Work to be completed:
Below are records; work out how many of their lines hold the string "screenshot" and give that number alone.

## Start Material to process

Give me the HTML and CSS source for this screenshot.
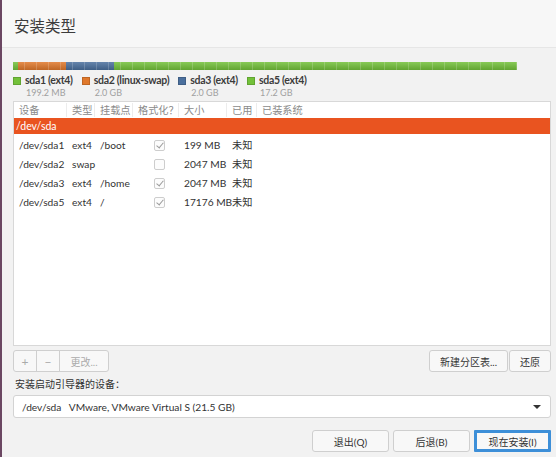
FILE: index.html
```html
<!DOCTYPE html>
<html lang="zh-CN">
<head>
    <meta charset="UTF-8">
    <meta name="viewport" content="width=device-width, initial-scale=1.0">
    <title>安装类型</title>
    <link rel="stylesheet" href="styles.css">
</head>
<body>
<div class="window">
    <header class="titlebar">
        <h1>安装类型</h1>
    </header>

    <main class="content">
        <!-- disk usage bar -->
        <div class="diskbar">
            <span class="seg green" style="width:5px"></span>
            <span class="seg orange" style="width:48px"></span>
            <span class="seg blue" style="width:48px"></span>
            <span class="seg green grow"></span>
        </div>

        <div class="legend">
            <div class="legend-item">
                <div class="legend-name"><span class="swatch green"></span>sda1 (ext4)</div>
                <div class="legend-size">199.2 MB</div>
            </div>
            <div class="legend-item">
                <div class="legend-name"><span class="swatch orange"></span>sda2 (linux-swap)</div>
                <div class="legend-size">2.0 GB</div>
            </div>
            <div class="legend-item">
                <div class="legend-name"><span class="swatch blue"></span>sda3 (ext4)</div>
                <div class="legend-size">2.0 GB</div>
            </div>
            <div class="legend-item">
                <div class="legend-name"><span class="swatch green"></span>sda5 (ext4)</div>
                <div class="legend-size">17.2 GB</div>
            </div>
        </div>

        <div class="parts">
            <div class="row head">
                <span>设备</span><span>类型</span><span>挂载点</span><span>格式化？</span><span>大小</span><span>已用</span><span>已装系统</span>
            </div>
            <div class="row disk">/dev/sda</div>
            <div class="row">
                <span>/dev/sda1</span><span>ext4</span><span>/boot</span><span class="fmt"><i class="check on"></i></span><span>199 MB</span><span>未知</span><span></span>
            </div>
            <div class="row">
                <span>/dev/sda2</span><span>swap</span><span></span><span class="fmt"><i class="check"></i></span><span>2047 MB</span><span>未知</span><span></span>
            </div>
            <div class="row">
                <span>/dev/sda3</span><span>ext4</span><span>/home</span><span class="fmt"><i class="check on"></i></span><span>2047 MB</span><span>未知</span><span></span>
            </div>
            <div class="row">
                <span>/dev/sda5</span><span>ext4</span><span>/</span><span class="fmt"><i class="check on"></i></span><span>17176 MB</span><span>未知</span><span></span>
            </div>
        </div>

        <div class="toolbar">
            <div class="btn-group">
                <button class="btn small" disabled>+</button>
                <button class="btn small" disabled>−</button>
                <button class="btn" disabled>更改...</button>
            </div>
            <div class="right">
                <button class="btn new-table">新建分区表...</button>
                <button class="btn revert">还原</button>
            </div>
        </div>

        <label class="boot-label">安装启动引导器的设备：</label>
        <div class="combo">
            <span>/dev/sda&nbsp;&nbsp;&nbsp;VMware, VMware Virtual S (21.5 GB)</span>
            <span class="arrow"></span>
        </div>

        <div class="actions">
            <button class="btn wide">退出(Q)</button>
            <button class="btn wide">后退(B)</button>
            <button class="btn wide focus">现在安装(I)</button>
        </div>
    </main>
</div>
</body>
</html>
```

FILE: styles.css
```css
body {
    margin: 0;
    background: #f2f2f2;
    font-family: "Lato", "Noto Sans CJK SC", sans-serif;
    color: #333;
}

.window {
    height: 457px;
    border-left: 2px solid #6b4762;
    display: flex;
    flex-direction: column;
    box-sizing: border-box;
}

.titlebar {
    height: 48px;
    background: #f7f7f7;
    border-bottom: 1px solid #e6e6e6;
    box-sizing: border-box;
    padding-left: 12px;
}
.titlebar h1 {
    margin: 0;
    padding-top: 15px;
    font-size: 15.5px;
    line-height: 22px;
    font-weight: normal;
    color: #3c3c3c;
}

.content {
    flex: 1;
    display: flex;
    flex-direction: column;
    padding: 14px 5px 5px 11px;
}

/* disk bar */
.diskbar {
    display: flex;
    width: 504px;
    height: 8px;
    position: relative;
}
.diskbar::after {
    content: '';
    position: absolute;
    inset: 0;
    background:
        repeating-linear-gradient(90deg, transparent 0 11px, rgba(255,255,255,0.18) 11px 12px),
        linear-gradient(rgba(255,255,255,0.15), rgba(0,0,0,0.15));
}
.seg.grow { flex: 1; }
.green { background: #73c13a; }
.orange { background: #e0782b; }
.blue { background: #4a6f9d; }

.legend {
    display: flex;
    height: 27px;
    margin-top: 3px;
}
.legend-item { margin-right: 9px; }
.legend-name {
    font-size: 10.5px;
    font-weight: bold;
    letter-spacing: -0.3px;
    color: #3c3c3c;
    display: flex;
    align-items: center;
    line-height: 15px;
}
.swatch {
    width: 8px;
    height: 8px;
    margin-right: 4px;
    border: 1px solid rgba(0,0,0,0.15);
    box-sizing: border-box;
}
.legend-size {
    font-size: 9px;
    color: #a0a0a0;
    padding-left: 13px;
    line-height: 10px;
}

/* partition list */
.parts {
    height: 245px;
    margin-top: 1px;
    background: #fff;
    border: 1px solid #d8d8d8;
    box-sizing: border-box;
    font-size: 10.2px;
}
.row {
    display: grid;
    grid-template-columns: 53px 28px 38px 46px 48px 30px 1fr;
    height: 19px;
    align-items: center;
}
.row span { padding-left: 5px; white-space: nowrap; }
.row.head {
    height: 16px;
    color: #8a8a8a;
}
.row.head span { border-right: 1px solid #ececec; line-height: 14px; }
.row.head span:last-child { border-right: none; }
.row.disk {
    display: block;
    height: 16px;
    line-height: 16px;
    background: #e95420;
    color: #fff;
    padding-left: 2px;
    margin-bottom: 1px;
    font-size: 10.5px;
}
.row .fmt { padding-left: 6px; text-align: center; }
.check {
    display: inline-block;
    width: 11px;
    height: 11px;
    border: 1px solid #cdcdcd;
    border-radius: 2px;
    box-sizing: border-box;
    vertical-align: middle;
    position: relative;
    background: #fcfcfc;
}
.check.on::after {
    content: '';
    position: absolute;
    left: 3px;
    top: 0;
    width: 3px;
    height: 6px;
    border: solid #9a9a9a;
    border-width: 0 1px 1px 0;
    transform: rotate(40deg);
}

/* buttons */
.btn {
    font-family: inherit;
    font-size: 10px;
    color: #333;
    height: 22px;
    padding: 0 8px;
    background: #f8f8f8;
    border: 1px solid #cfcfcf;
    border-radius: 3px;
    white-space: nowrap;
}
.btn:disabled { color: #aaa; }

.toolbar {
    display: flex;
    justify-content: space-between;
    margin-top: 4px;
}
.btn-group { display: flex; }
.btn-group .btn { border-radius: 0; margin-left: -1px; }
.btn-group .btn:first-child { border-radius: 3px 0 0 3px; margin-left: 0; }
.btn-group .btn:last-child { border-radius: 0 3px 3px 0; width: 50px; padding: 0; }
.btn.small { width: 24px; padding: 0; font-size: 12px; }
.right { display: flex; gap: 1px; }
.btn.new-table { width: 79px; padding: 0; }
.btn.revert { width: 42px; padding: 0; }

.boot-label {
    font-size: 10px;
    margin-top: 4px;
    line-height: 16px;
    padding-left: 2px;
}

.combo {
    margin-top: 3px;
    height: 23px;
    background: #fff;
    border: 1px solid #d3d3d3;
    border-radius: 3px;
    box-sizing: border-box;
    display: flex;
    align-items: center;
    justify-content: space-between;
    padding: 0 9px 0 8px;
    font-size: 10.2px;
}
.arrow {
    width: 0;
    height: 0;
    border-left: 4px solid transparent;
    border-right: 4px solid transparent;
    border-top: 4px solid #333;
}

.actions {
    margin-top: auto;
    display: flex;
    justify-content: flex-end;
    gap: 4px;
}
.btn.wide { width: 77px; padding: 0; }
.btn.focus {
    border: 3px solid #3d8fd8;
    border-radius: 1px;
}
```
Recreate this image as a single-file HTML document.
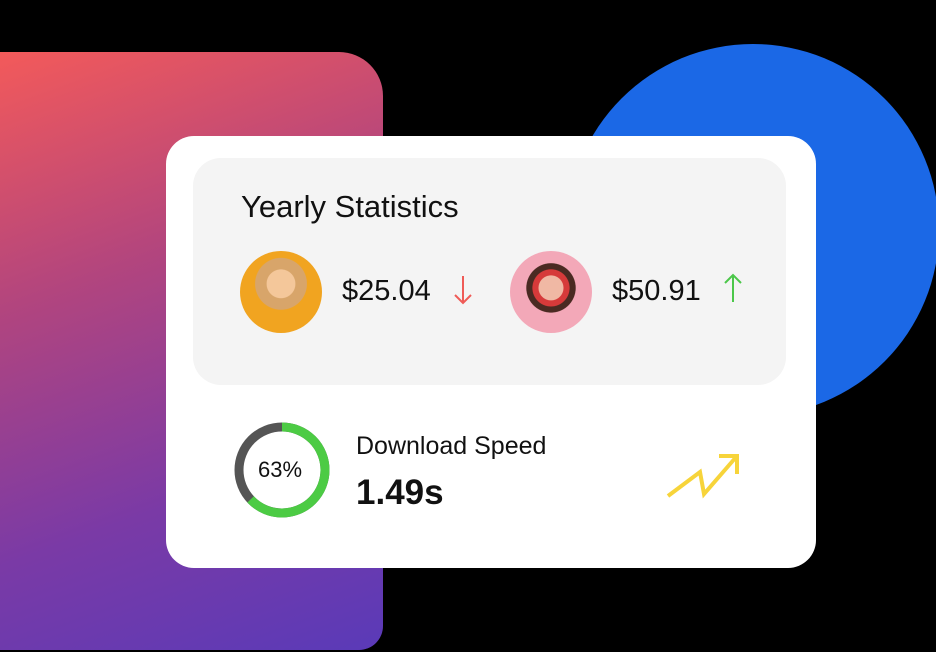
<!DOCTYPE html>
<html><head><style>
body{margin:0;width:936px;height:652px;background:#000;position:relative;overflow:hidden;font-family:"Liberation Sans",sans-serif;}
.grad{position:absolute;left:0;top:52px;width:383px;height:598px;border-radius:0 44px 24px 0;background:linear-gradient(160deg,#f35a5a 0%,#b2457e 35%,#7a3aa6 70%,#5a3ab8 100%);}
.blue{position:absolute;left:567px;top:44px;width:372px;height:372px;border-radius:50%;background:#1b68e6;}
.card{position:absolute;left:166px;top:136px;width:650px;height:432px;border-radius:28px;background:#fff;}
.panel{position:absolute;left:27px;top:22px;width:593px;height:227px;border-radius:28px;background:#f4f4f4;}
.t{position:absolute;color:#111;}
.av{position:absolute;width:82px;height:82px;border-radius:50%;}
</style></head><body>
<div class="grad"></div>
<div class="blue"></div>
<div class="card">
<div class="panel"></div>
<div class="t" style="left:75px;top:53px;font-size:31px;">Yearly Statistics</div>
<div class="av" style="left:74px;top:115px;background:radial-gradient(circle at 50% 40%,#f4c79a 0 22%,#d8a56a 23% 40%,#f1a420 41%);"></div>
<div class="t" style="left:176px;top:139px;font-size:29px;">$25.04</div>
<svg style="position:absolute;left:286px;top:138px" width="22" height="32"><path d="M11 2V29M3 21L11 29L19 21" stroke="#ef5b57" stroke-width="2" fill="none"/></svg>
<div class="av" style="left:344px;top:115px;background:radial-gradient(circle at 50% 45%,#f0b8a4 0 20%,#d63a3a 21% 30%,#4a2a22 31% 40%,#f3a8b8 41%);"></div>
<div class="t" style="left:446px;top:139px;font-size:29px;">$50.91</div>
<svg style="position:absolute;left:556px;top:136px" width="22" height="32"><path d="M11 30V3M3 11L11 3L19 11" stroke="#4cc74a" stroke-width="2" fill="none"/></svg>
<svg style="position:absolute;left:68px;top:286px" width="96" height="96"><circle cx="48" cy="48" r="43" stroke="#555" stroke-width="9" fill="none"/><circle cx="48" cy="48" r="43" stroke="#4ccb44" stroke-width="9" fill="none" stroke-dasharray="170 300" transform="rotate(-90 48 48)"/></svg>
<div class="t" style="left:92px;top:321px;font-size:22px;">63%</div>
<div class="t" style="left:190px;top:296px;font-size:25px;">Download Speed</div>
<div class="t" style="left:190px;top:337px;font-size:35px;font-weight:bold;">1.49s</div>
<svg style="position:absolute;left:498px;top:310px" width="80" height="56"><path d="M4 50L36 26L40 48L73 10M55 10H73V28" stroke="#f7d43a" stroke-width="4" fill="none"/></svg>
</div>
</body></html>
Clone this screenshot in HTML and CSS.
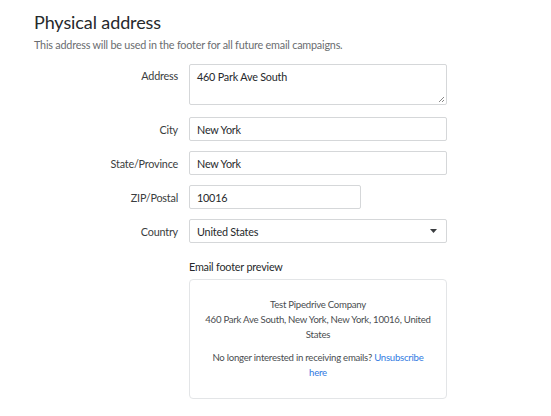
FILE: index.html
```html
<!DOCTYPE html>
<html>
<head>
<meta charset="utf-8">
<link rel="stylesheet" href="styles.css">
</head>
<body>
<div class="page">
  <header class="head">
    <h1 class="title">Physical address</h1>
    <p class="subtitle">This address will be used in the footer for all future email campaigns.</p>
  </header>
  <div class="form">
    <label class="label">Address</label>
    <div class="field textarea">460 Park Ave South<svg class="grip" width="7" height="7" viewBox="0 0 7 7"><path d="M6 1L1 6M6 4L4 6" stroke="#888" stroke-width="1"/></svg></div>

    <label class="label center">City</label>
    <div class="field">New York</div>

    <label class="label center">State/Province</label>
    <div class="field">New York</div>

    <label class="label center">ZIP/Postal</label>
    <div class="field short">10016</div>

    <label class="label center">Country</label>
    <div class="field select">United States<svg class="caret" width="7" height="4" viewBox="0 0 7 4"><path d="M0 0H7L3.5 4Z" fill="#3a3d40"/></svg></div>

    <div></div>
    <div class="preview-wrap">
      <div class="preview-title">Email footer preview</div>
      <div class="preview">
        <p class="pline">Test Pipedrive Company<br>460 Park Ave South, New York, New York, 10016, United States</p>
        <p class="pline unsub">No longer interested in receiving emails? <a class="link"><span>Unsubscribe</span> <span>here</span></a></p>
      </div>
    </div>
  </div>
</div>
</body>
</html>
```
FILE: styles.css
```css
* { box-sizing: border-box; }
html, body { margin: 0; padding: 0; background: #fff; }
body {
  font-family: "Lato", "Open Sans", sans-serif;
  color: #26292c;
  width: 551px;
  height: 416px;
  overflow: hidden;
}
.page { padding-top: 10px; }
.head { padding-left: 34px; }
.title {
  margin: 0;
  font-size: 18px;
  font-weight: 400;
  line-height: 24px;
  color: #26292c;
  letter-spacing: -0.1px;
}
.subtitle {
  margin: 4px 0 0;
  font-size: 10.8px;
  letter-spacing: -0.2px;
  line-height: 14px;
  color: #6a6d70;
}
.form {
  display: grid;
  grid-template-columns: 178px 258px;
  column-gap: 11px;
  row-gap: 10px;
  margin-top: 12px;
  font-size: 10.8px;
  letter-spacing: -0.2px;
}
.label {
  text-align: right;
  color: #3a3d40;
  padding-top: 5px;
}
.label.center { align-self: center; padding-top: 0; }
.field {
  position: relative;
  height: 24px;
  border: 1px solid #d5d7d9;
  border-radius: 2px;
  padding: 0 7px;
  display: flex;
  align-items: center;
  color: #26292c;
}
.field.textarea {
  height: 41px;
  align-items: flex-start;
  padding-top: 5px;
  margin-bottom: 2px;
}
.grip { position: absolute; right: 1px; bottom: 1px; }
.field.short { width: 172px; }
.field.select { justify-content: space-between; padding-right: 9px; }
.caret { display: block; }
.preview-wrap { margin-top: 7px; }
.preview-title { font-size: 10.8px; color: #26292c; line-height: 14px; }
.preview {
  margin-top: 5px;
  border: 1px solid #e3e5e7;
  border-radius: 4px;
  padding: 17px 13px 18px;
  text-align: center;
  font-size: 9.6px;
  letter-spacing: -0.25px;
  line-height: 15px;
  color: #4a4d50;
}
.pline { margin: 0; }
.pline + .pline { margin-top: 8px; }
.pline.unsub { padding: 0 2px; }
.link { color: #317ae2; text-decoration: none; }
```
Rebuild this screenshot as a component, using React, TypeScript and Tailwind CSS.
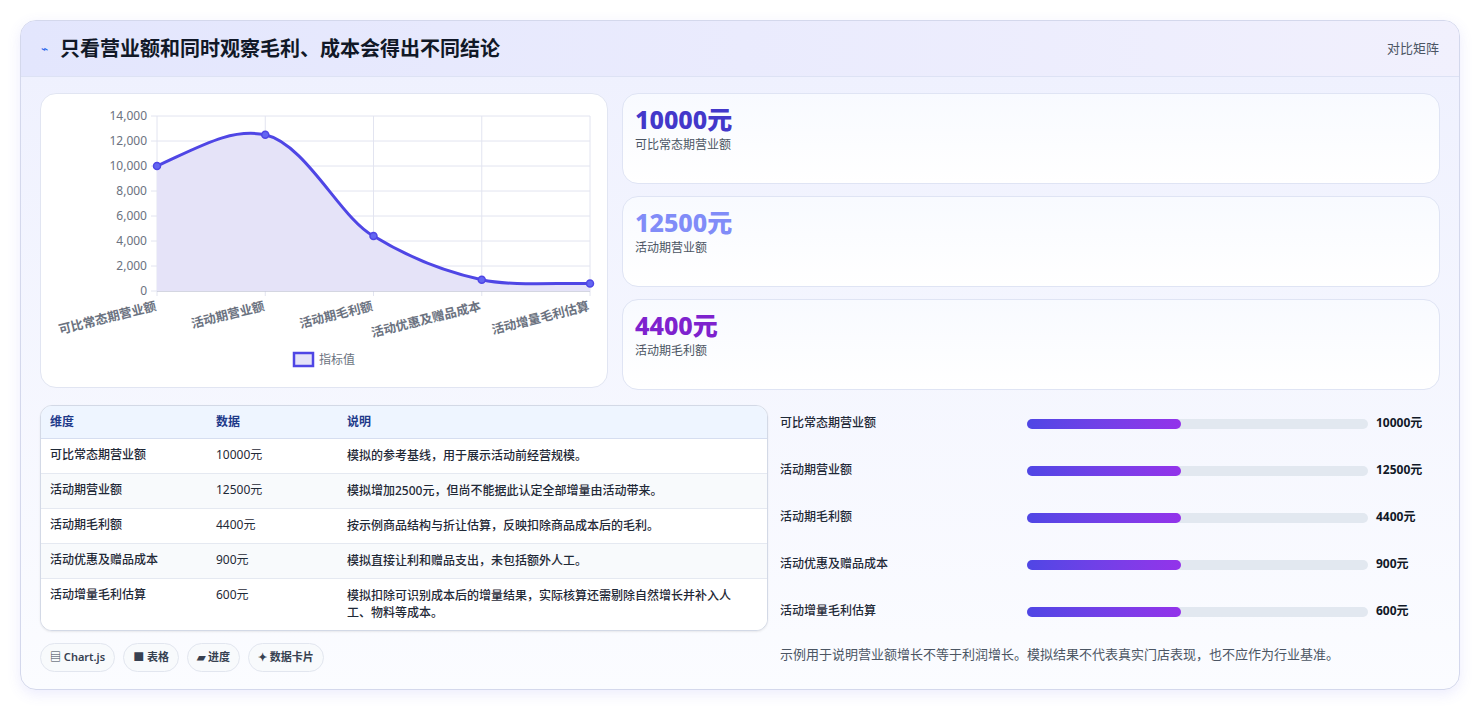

## End Material to process

Expected answer:
3